Sometimes, it just isn't as simple as two plus two. Case in point, the current brouhaha down in Texas, where the State Board of Education is rejecting the third grade Everyday Mathematics program. The program currently has 20 percent marketshare in Texas, and its been credited with turning around the math scores in New York City's public schools. Despite that, Texas is expelling the program, citing its failure to prepare kids for college.Look, I am all for rigor and preparing kids for college and the workforce, but as Eduflack points out, there aren't very many 3rd graders who will be going from 3rd grade math to college math in the next couple of years.
The public criticism is that Everyday Math is not preparing kids for college. Some Texas officials rejected it because the book doesn't include multiplication tables. And an NYU computer science professor has attacked the curriculum for not preparing kids for the types of college courses he teaches.

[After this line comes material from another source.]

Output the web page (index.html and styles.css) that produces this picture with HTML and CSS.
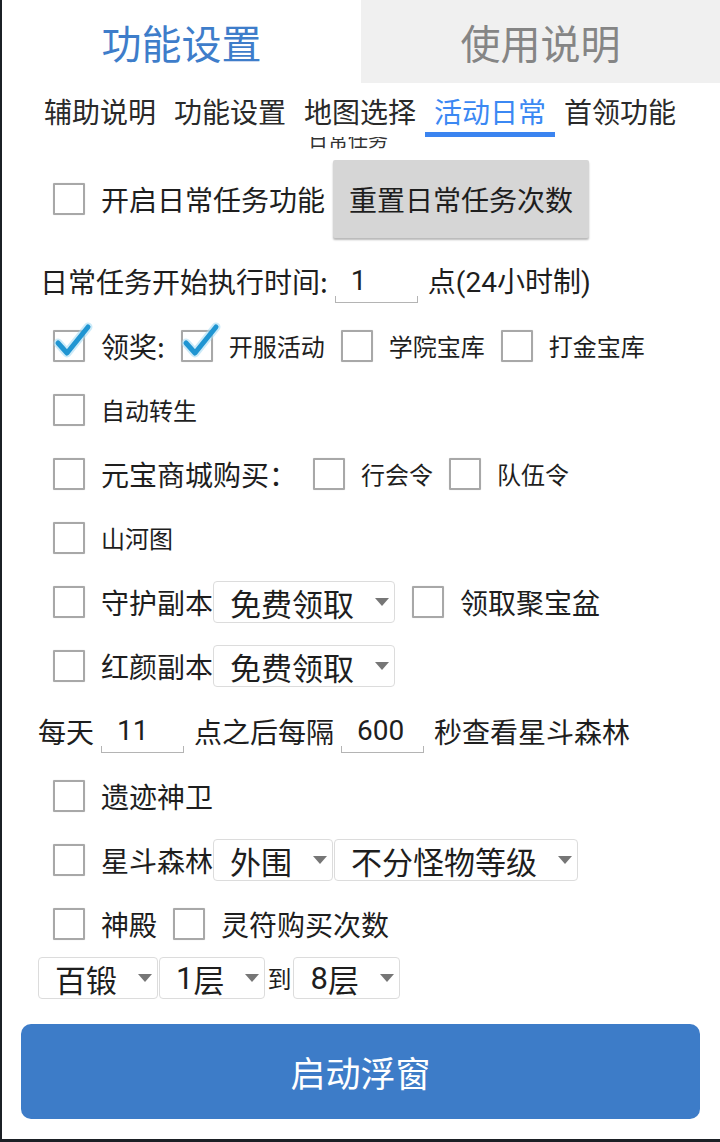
FILE: index.html
```html
<!DOCTYPE html>
<html lang="zh-CN">
<head>
    <meta charset="UTF-8">
    <meta name="viewport" content="width=device-width, initial-scale=1.0">
    <title>活动日常</title>
    <link rel="stylesheet" href="styles.css">
</head>
<body>
    <div class="app">
        <div class="tabs">
            <div class="tab active">功能设置</div>
            <div class="tab">使用说明</div>
        </div>

        <div class="subtabs">
            <div class="subtab">辅助说明</div>
            <div class="subtab">功能设置</div>
            <div class="subtab">地图选择</div>
            <div class="subtab active">活动日常</div>
            <div class="subtab">首领功能</div>
        </div>

        <div class="content">
            <div class="section-title"><span>日常任务</span></div>

            <div class="row row-top">
                <span class="cb"></span>
                <span class="label">开启日常任务功能</span>
                <div class="btn-gray">重置日常任务次数</div>
            </div>

            <div class="row row-tall pad-text">
                <span class="label">日常任务开始执行时间:</span>
                <div class="field">1</div>
                <span class="label">点<span class="num">(24</span>小时制<span class="num">)</span></span>
            </div>

            <div class="row">
                <span class="cb on"><svg viewBox="-2 -8 44 44"><path class="glow" d="M5 13 L14 23 L35 -3"/><path d="M5 13 L14 23 L35 -3"/></svg></span>
                <span class="label">领奖:</span>
                <span class="cb on"><svg viewBox="-2 -8 44 44"><path class="glow" d="M5 13 L14 23 L35 -3"/><path d="M5 13 L14 23 L35 -3"/></svg></span>
                <span class="label small">开服活动</span>
                <span class="cb"></span>
                <span class="label small">学院宝库</span>
                <span class="cb"></span>
                <span class="label small">打金宝库</span>
            </div>

            <div class="row">
                <span class="cb"></span>
                <span class="label small">自动转生</span>
            </div>

            <div class="row">
                <span class="cb"></span>
                <span class="label">元宝商城购买：</span>
                <span class="cb"></span>
                <span class="label small">行会令</span>
                <span class="cb"></span>
                <span class="label small">队伍令</span>
            </div>

            <div class="row">
                <span class="cb"></span>
                <span class="label small">山河图</span>
            </div>

            <div class="row">
                <span class="cb"></span>
                <span class="label">守护副本</span>
                <div class="spin">免费领取<i class="arrow"></i></div>
                <span class="cb"></span>
                <span class="label">领取聚宝盆</span>
            </div>

            <div class="row">
                <span class="cb"></span>
                <span class="label">红颜副本</span>
                <div class="spin">免费领取<i class="arrow"></i></div>
            </div>

            <div class="row row-tall pad-left">
                <span class="label">每天</span>
                <div class="field">11</div>
                <span class="label">点之后每隔</span>
                <div class="field">600</div>
                <span class="label">秒查看星斗森林</span>
            </div>

            <div class="row">
                <span class="cb"></span>
                <span class="label">遗迹神卫</span>
            </div>

            <div class="row">
                <span class="cb"></span>
                <span class="label">星斗森林</span>
                <div class="spin">外围<i class="arrow"></i></div>
                <div class="spin">不分怪物等级<i class="arrow"></i></div>
            </div>

            <div class="row">
                <span class="cb"></span>
                <span class="label">神殿</span>
                <span class="cb"></span>
                <span class="label">灵符购买次数</span>
            </div>

            <div class="row row-short pad-left">
                <div class="spin">百锻<i class="arrow"></i></div>
                <div class="spin"><span class="num">1</span>层<i class="arrow"></i></div>
                <span class="label small to">到</span>
                <div class="spin"><span class="num">8</span>层<i class="arrow"></i></div>
            </div>
        </div>

        <div class="start-btn">启动浮窗</div>
    </div>
</body>
</html>
```

FILE: styles.css
```css
body {
    margin: 0;
    padding: 0;
    background-color: #1b2025;
    font-family: "Noto Sans CJK SC", "Noto Sans", sans-serif;
    color: #1e1e1e;
}
.app {
    width: 718px;
    height: 1139px;
    margin-left: 2px;
    background-color: #ffffff;
    overflow: hidden;
}
.num {
    font-family: Roboto, sans-serif;
}
.tabs {
    display: flex;
    height: 83px;
}
.tab {
    flex: 1;
    display: flex;
    justify-content: center;
    align-items: center;
    font-size: 40px;
    color: #858585;
    background-color: #f0f0f0;
}
.tab.active {
    color: #3e7dca;
    background-color: #ffffff;
}
.subtabs {
    display: flex;
    justify-content: center;
    padding-right: 2px;
}
.subtab {
    width: 130px;
    text-align: center;
    font-size: 28px;
    line-height: 38px;
    padding: 9px 0 2px;
    border-bottom: 5px solid transparent;
    color: #2a2a2a;
}
.subtab.active {
    color: #3b88f3;
    border-bottom-color: #3b84f0;
}
.content {
    display: flex;
    flex-direction: column;
}
.section-title {
    height: 12px;
    overflow: hidden;
    padding-left: 306px;
}
.section-title span {
    display: block;
    font-size: 20px;
    line-height: 20px;
    margin-top: -8px;
    color: #333;
}
.row {
    display: flex;
    align-items: center;
    height: 64px;
    padding-left: 51px;
}
.row-top {
    height: 98px;
    margin-top: 1px;
}
.row-tall {
    height: 66px;
}
.row-short {
    height: 44px;
}
.pad-text {
    padding-left: 38px;
}
.pad-left {
    padding-left: 36px;
}
.label {
    font-size: 28px;
    line-height: 40px;
    white-space: nowrap;
}
.label.small {
    font-size: 24px;
}
.label.to {
    margin: 0 2px 0 1px;
}
.cb {
    position: relative;
    width: 32px;
    height: 32px;
    box-sizing: border-box;
    border: 2px solid #a8a8a8;
    border-radius: 1px;
    box-shadow: 0 0 1px rgba(0, 0, 0, 0.2);
    flex-shrink: 0;
    margin-right: 16px;
}
.label + .cb,
.spin + .cb {
    margin-left: 16px;
}
.cb svg {
    position: absolute;
    left: -4px;
    top: -10px;
    width: 44px;
    height: 44px;
    fill: none;
    overflow: visible;
}
.cb svg path {
    stroke: #1f95d2;
    stroke-width: 5;
    stroke-linejoin: round;
    stroke-linecap: round;
}
.cb svg path.glow {
    stroke: #a9dcf3;
    stroke-width: 9;
    opacity: 0.6;
}
.btn-gray {
    height: 78px;
    display: flex;
    align-items: center;
    padding: 0 16px;
    margin-left: 8px;
    font-size: 28px;
    color: #1e1e1e;
    background-color: #d6d6d6;
    border-radius: 2px;
    box-shadow: 0 2px 2px rgba(0, 0, 0, 0.28);
}
.field {
    position: relative;
    width: 83px;
    height: 42px;
    box-sizing: border-box;
    padding-left: 16px;
    margin: 0 10px 0 7px;
    font-family: Roboto, sans-serif;
    font-size: 28px;
    line-height: 42px;
}
.field::after {
    content: "";
    position: absolute;
    left: 0;
    right: 0;
    bottom: -1px;
    height: 6px;
    border: 1px solid #b4b4b4;
    border-top: none;
}
.spin {
    display: flex;
    align-items: center;
    height: 42px;
    box-sizing: border-box;
    padding: 0 5px 0 16px;
    border: 1px solid #dcdcdc;
    border-radius: 4px;
    font-size: 31px;
    white-space: nowrap;
    margin-right: 1px;
}
.arrow {
    width: 0;
    height: 0;
    margin-left: 21px;
    border-left: 7.5px solid transparent;
    border-right: 7.5px solid transparent;
    border-top: 8px solid #767676;
}
.start-btn {
    height: 95px;
    margin: 24px 20px 0 19px;
    display: flex;
    justify-content: center;
    align-items: center;
    background-color: #3d7cc8;
    color: #ffffff;
    font-size: 35px;
    border-radius: 10px;
}
```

Eduflack is the first to recognize that college readiness is all the rage these days. But how many of our third graders are planning on matriculating to postsecondary institutions this coming fall? Are third-grade math courses designed to prepare us for the rigors of college, or the rigors of middle school?
Yes, states and school districts should be given the flexibility to do what is best for their students. Even in NYC, Klein has provided waivers to those schools looking to use an alternative elementary school math curriculum. But when we attack third grade textbooks on the college readiness issue, aren't we starting to play Chicken Little?
People decry the lack of common sense in policy decisions and bureaucrats get offended. Well, with evidence like this, can't you see why the public is upset.